Written instruction
Report each line of the data that has "styles" somewhere in it.

Given material

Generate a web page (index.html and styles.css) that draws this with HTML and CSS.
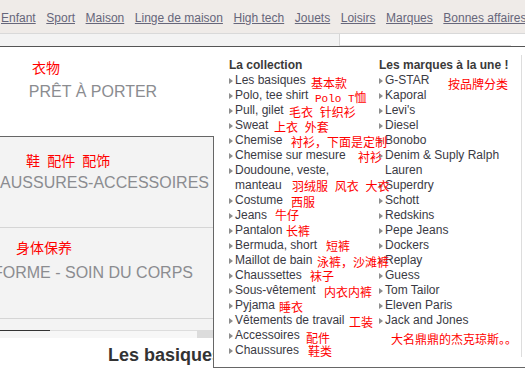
FILE: index.html
```
<!DOCTYPE html>
<html lang="fr">
<head>
<meta charset="utf-8">
<title>Menu</title>
<link rel="stylesheet" href="styles.css">
</head>
<body>
<nav class="topnav">
  <a href="#">Enfant</a>
  <a href="#">Sport</a>
  <a href="#">Maison</a>
  <a href="#">Linge de maison</a>
  <a href="#">High tech</a>
  <a href="#">Jouets</a>
  <a href="#">Loisirs</a>
  <a href="#">Marques</a>
  <a href="#">Bonnes affaires</a>
</nav>
<div class="subbar">
  <div class="subbar-left"></div>
  <div class="subbar-right"></div>
</div>
<div class="main">
  <aside class="cats">
    <div class="cat cat-plain"><span class="cat-label">PRÊT À PORTER</span></div>
    <div class="cat cat-open cat-open-first"><span class="cat-label">CHAUSSURES-ACCESSOIRES</span></div>
    <div class="cat cat-open"><span class="cat-label">FORME - SOIN DU CORPS</span></div>
    <div class="cat-rest"></div>
    <div class="scrollbar">
      <div class="scroll-thumb"></div>
      <div class="scroll-track"></div>
      <div class="scroll-btn"></div>
    </div>
    <h2 class="page-title">Les basiques</h2>
  </aside>
  <div class="dropdown">
    <div class="dd-col dd-col-1">
      <h3>La collection</h3>
      <ul>
        <li><span>Les basiques</span></li>
        <li><span>Polo, tee shirt</span></li>
        <li><span>Pull, gilet</span></li>
        <li><span>Sweat</span></li>
        <li><span>Chemise</span></li>
        <li><span>Chemise sur mesure</span></li>
        <li><span>Doudoune, veste, manteau</span></li>
        <li><span>Costume</span></li>
        <li><span>Jeans</span></li>
        <li><span>Pantalon</span></li>
        <li><span>Bermuda, short</span></li>
        <li><span>Maillot de bain</span></li>
        <li><span>Chaussettes</span></li>
        <li><span>Sous-vêtement</span></li>
        <li><span>Pyjama</span></li>
        <li><span>Vêtements de travail</span></li>
        <li><span>Accessoires</span></li>
        <li><span>Chaussures</span></li>
      </ul>
    </div>
    <div class="dd-col dd-col-2">
      <h3>Les marques à la une !</h3>
      <ul>
        <li><span>G-STAR</span></li>
        <li><span>Kaporal</span></li>
        <li><span>Levi's</span></li>
        <li><span>Diesel</span></li>
        <li><span>Bonobo</span></li>
        <li><span>Denim &amp; Suply Ralph Lauren</span></li>
        <li><span>Superdry</span></li>
        <li><span>Schott</span></li>
        <li><span>Redskins</span></li>
        <li><span>Pepe Jeans</span></li>
        <li><span>Dockers</span></li>
        <li><span>Replay</span></li>
        <li><span>Guess</span></li>
        <li><span>Tom Tailor</span></li>
        <li><span>Eleven Paris</span></li>
        <li><span>Jack and Jones</span></li>
      </ul>
    </div>
    <div class="dd-col-3"></div>
  </div>
</div>

<div class="notes">
  <span class="note note-lg" style="left:32px;top:59px">衣物</span>
  <span class="note note-lg" style="left:26px;top:152px">鞋 配件 配饰</span>
  <span class="note note-lg" style="left:16px;top:239px">身体保养</span>
  <span class="note" style="left:311px;top:76px">基本款</span>
  <span class="note" style="left:315px;top:90px"><span class="note-latin">Polo T</span>恤</span>
  <span class="note" style="left:289px;top:105px">毛衣 针织衫</span>
  <span class="note" style="left:274px;top:120px">上衣 外套</span>
  <span class="note" style="left:291px;top:135px">衬衫，下面是定制</span>
  <span class="note" style="left:358px;top:150px">衬衫</span>
  <span class="note" style="left:292px;top:179px">羽绒服 风衣 大衣</span>
  <span class="note" style="left:291px;top:195px">西服</span>
  <span class="note" style="left:275px;top:208px">牛仔</span>
  <span class="note" style="left:286px;top:224px">长裤</span>
  <span class="note" style="left:326px;top:239px">短裤</span>
  <span class="note" style="left:317px;top:255px">泳裤，沙滩裤</span>
  <span class="note" style="left:310px;top:269px">袜子</span>
  <span class="note" style="left:324px;top:285px">内衣内裤</span>
  <span class="note" style="left:279px;top:300px">睡衣</span>
  <span class="note" style="left:349px;top:315px">工装</span>
  <span class="note" style="left:306px;top:331px">配件</span>
  <span class="note" style="left:308px;top:344px">鞋类</span>
  <span class="note" style="left:448px;top:77px">按品牌分类</span>
  <span class="note" style="left:391px;top:332px">大名鼎鼎的杰克琼斯。。</span>
</div>
</body>
</html>
```

FILE: styles.css
```
* {
  box-sizing: border-box;
}

html, body {
  margin: 0;
  padding: 0;
}

body {
  width: 525px;
  height: 375px;
  overflow: hidden;
  position: relative;
  background: #ffffff;
  font-family: "Liberation Sans", Arial, sans-serif;
  color: #333333;
}

/* ---------- top navigation ---------- */
.topnav {
  height: 34px;
  background: #efebe8;
  border-bottom: 1px solid #d9d9d9;
  display: flex;
  gap: 10.6px;
  padding: 11px 0 0 1px;
  white-space: nowrap;
  overflow: hidden;
}

.topnav a {
  font-size: 12px;
  line-height: 14px;
  color: #66667a;
  text-decoration: underline;
  flex: none;
}

/* ---------- sub bar ---------- */
.subbar {
  height: 13px;
  display: flex;
  border-bottom: 1px solid #555555;
}

.subbar-left {
  width: 340px;
  background: #f3f3f3;
  border-right: 1px solid #d6d6d6;
}

.subbar-right {
  width: 171px;
  border-bottom: 1px solid #dddddd;
}

/* ---------- main ---------- */
.main {
  display: flex;
  height: 321px;
}

.cats {
  width: 213px;
  flex: none;
  display: flex;
  flex-direction: column;
  overflow: hidden;
}

.cat {
  flex: none;
}

.cat-label {
  display: block;
  width: 240px;
  margin-left: -27px;
  text-align: center;
  white-space: nowrap;
  font-size: 16px;
  line-height: 20px;
  color: #8b8c90;
}

.cat-plain {
  height: 89px;
  padding-top: 35px;
}

.cat-open {
  background: #f3f3f3;
  height: 91px;
  padding-top: 35px;
  border-bottom: 1px solid #d5d5d5;
}

.cat-open-first {
  height: 92px;
  border-top: 1px solid #666666;
  padding-top: 36px;
}

.cat-rest {
  height: 11px;
  background: #f3f3f3;
  flex: none;
}

.scrollbar {
  height: 8px;
  display: flex;
  flex: none;
}

.scroll-thumb {
  width: 50px;
  border-top: 1px solid #333333;
  background: #f5f5f5;
}

.scroll-track {
  flex: 1;
  border-top: 1px solid #dddddd;
  background: #f7f7f7;
}

.scroll-btn {
  width: 16px;
  background: #dcdcdc;
}

.page-title {
  margin: 6px 0 0 108px;
  font-size: 18px;
  line-height: 22px;
  font-weight: bold;
  color: #333333;
  white-space: nowrap;
}

/* ---------- dropdown ---------- */
.dropdown {
  flex: 1;
  position: relative;
  display: flex;
  padding-left: 16px;
  background: #ffffff;
  border-bottom: 1px solid #666666;
}

.dropdown::before {
  content: "";
  position: absolute;
  left: 0;
  top: 89px;
  bottom: -1px;
  width: 1px;
  background: #666666;
}

.dd-col {
  padding-top: 11px;
  flex: none;
}

.dd-col-1 {
  width: 140px;
  margin-right: 10px;
}

.dd-col-2 {
  width: 136px;
  margin-right: 6px;
}

.dd-col-3 {
  flex: 1;
  margin-top: 8px;
  height: 302px;
  border-left: 1px solid #dddddd;
}

.dd-col h3 {
  margin: 0;
  font-size: 12px;
  line-height: 15px;
  font-weight: bold;
  color: #3a3a3a;
  white-space: nowrap;
}

.dd-col ul {
  list-style: none;
  margin: 0;
  padding: 0;
}

.dd-col li {
  display: flex;
  font-size: 12px;
  line-height: 15px;
  color: #3a3a44;
}

.dd-col li::before {
  content: "";
  flex: none;
  width: 0;
  height: 0;
  margin-top: 5px;
  margin-right: 2px;
  border-left: 4px solid #8c8c8c;
  border-top: 3px solid transparent;
  border-bottom: 3px solid transparent;
}

/* ---------- red annotations ---------- */
.note {
  position: absolute;
  color: #ff0000;
  font-family: "Noto Sans CJK SC", "Noto Sans CJK JP", sans-serif;
  font-size: 12px;
  line-height: 14px;
  white-space: nowrap;
  word-spacing: 4px;
}

.note-lg {
  font-size: 14px;
  line-height: 16px;
}

.note-latin {
  font-family: "Liberation Mono", monospace;
  font-size: 11px;
  word-spacing: 0;
}
```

Exercise answer
Generate a web page (index.html and styles.css) that draws this with HTML and CSS.
<link rel="stylesheet" href="styles.css">
FILE: styles.css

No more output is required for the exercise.